Hashing in Computer Science
The term hashing is not common to a lot of people but it is common to Computer scientists as it is part of the core File processing course that each computer scientist has to undergo during their four (4) or five(5) years of study. This article would answer a lot of questions related to hashing so ensure that you read the article thoroughly.
Meaning of Hashing
Hashing is a technique used basically for security purposes and it is an efficient technique to directly search the location of desired data on the hash table also it is important to note that hashing is composed of two aspects namely:
- Hash Function
- Collision Resolution Method
There are numerous definitions for Hashing functions but the basic one is that Hashing function is a function that is used to map all the sets of search keys to actual record database and they are various types of hash functions and the one to use at a particular time is determined by the person using it. Below is a list of popular hash functions:
- F(key) = Key Mod N where N is the table size
- F(key) = Key Mod P where P is the smallest prime number
For example, let us say that we want to store a set of numbers 12, 32, 54,66,77,87 on a hash table, the hash function would be used to generate the address for each set of data and that is why a hash function is very important.

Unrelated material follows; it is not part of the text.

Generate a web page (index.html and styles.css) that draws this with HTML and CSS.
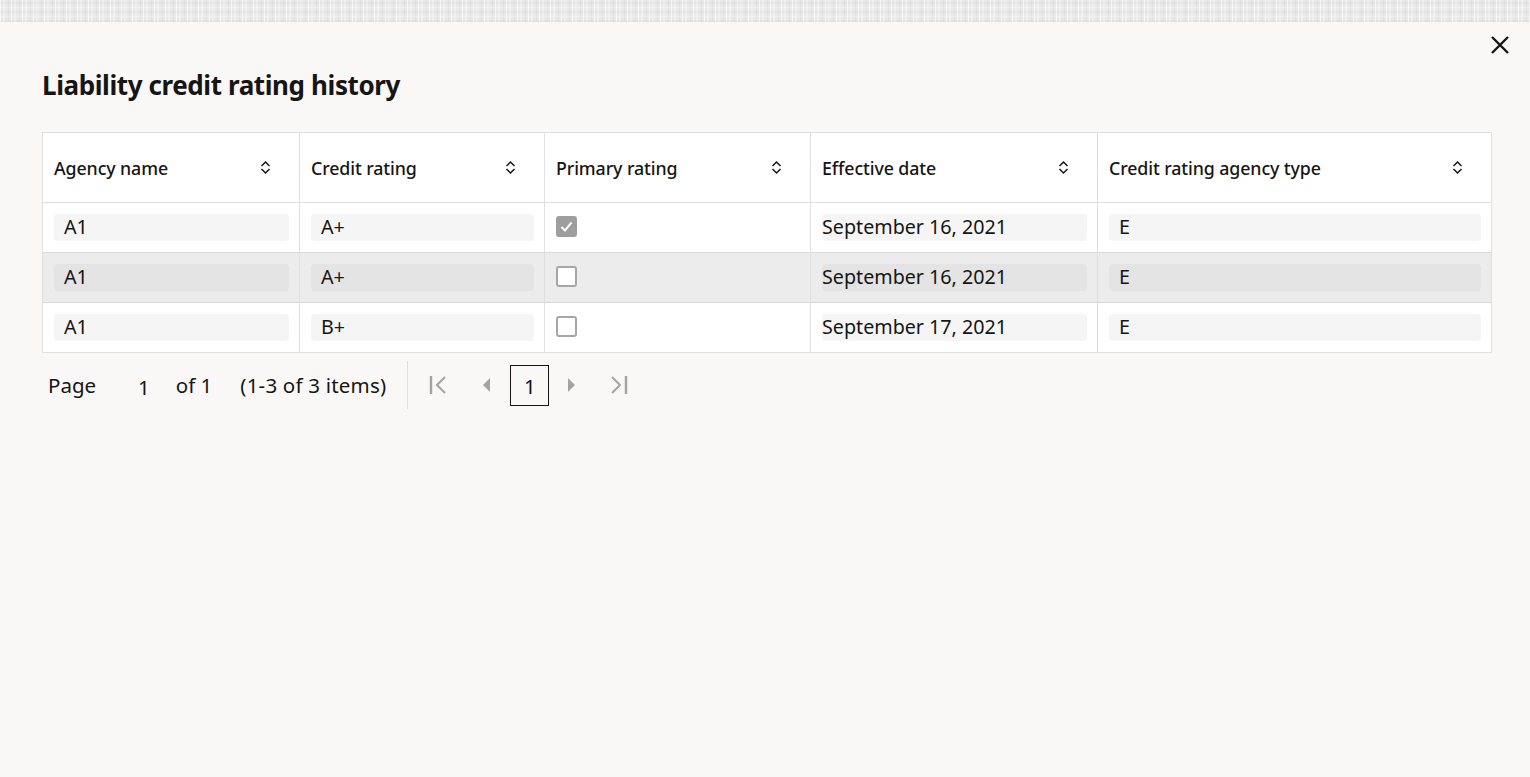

Collison Resolution Method
As the name implies, collision resolution methods are those methods used to get rid of collision. Collision is the process by which two keys hash to the same address.

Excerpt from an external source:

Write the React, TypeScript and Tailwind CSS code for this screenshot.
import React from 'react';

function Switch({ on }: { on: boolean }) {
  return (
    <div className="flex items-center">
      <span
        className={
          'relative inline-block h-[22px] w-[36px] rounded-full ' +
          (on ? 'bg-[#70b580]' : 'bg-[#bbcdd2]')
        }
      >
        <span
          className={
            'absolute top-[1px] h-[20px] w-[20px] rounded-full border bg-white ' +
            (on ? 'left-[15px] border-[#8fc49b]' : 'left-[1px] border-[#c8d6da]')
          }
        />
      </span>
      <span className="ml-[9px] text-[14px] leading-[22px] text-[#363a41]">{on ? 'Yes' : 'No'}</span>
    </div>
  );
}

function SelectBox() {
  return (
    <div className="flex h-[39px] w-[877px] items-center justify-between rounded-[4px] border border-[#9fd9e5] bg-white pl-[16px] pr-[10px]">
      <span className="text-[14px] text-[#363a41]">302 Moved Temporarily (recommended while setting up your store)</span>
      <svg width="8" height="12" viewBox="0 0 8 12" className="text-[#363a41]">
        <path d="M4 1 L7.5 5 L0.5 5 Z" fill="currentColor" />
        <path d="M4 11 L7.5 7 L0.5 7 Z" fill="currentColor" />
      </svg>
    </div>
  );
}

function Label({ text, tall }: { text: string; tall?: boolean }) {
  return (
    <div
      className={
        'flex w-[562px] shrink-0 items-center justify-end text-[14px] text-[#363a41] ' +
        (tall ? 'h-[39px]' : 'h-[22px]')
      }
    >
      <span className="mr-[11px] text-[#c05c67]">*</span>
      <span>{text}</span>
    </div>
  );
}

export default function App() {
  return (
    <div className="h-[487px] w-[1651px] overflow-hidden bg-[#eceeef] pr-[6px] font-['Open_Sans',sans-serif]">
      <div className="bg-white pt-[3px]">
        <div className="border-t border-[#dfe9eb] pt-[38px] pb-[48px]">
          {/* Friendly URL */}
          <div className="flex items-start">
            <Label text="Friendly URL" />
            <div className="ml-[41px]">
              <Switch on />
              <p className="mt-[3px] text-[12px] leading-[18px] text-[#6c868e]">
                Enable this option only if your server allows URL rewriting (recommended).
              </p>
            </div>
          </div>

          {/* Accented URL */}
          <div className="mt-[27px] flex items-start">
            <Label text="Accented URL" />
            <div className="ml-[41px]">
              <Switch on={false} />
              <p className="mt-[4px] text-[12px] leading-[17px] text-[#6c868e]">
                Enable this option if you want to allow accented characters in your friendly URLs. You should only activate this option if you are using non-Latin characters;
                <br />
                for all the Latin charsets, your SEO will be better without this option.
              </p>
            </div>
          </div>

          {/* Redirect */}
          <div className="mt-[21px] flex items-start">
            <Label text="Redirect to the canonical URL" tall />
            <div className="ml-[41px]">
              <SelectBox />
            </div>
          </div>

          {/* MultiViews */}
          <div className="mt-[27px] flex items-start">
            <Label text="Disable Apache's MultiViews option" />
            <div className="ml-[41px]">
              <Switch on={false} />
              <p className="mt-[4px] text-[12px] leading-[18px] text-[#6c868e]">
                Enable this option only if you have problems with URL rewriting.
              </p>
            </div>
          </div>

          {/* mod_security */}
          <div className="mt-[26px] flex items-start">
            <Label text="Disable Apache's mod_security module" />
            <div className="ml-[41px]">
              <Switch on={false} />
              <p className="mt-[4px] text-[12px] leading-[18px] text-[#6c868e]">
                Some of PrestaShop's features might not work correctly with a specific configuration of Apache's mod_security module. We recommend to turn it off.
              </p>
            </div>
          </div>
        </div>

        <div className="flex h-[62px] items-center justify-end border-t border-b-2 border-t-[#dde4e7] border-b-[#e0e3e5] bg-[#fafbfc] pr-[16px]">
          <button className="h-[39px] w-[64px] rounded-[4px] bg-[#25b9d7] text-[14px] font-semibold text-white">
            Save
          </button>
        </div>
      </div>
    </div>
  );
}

Using the example in the previous explanation, if the address of 12 and 32 are the same, then that is what we call resolution and in order to avoid it, then we would have to use collision resolution methods.
Basically, there are two types of collision resolution method and those two are further divided into many examples. The following are the two collision resolution Methods:
- Open Addressing
- Coalesced Hashing/ Direct Chaining
In Open Addressing, all the keys are stored inside the Hash table and none of them is stored outside. Under open addressing, we have linear probing, quadratic probing, and double hashing.
Coalesced Hashing/ Direct Chaining
In this technique, a pointer is used to create an extension and the value is stored there. This technique uses a combination of both separate chaining and open addressing.
Now that we have known how one can resolve collisions, then it is also important to note the classes of hashing functions or techniques in hashing.
Other methods of resolving collision are:
- Changing the hashing function
- Reducing the packing factor
TECHNIQUES OF HASHING
Mod Hashing Method: The system looks for the ASCII code for each record and then divides it by a certain prime number, then stores the result as the index number.
FOLDING METHOD: In the folding method, and arithmetic technique is used to derive its index or hashing function and it is important to know that the folding method is divided into two categories namely:
- Folding by boundary
- Folding by Shifting
Folding By Boundary: The left and the right numbers are folded on a fixed boundary between them and the center. Also, the two outside values are reversed.
Folding By Shifting: The key values are divided into parts whose size matches the size of the required address and added.
Truncation: In truncation, a portion of the key is used as the address space and ignores the rest of the key.
Example: Suppose we have a number 1 2 3 4 5 6 7 8 9, 478 may be used as the index key.
Radix Transformation: Radix transformation can involve changing the number of bases from one base to another.
Polynomial Hashing: In polynomial hashing, the function is used to produce the cyclic check bytes for checking for transmission errors in data that is f (transformation area) – Cyclic check byte
From what you have read so far, you can see that hashing is a very broad and important course for aspiring computer scientists because storage is a very important aspect of computer science also please ensure to read up on linear probing, and quadratic probing because they may seem similar but they are not.